While such privacy regulations present a challenge for marketers looking to build comprehensive and persistent identity graphs, they also provide an opportunity for brands who have begun the difficult work of building a stockpile of consumer data. The ability to reach out to consumers with whom they have direct connections and encourage them to opt in could provide brands with a significant competitive advantage as regulations tighten.

What’s Next

As our physical lives are increasingly enmeshed with our digital ones, identity will move even further into the foreground for marketers. As platforms and publishers continue to roll out ever more comprehensive personalization features, consumers’ expectations about how their identity is understood, perceived and utilized online will continue to grow. In this regard, brands are competing directly not just with Amazon or Facebook, but with Spotify and Netflix.
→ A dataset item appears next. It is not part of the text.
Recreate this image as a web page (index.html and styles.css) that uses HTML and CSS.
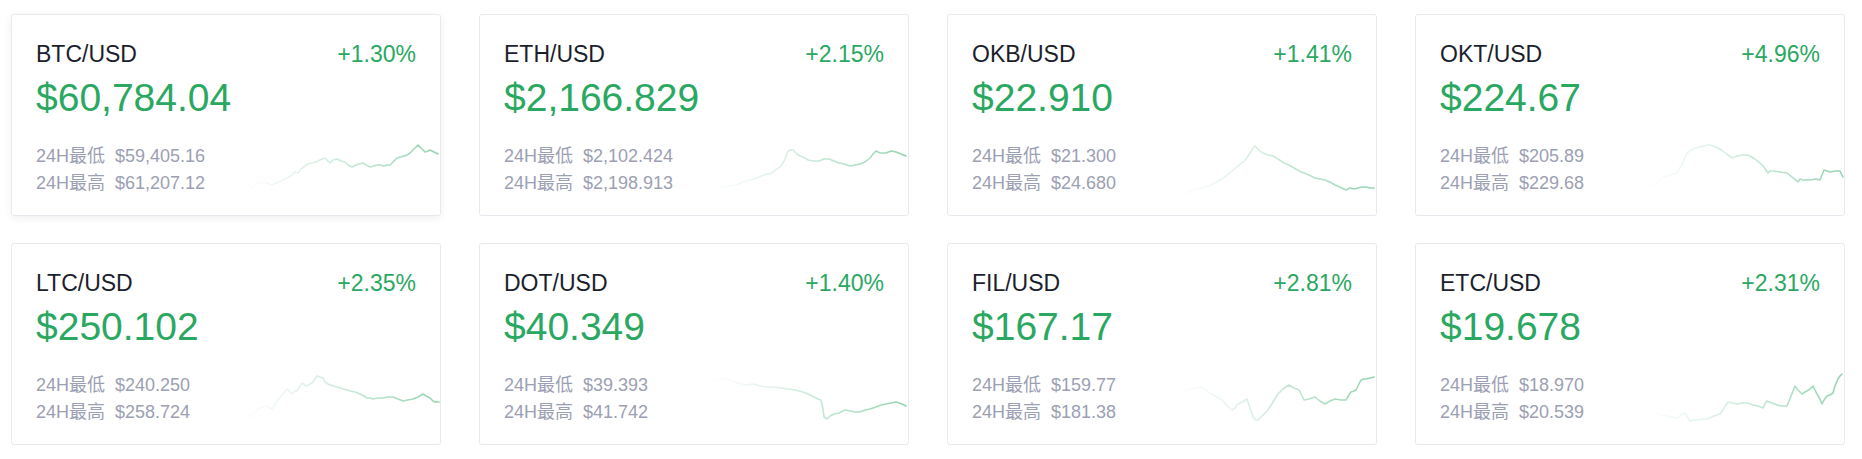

These massive platforms set the tone for expectations across the web, and smart brands would be wise to stay ahead of the curve.

For the foreseeable future, the battleground for digital marketers will be data. In order to compete on an increasingly individualized web, brands will need to acquire or own access to comprehensive stores of data with which to build identity graphs. Advantage in this emerging digital ecosystem will go to whichever parties control their data. Platforms have already made a sizable play, accumulating massive stores of information about users, but it’s not too late for established brands to make a countermove.

Every customer engagement with your brand is a signal.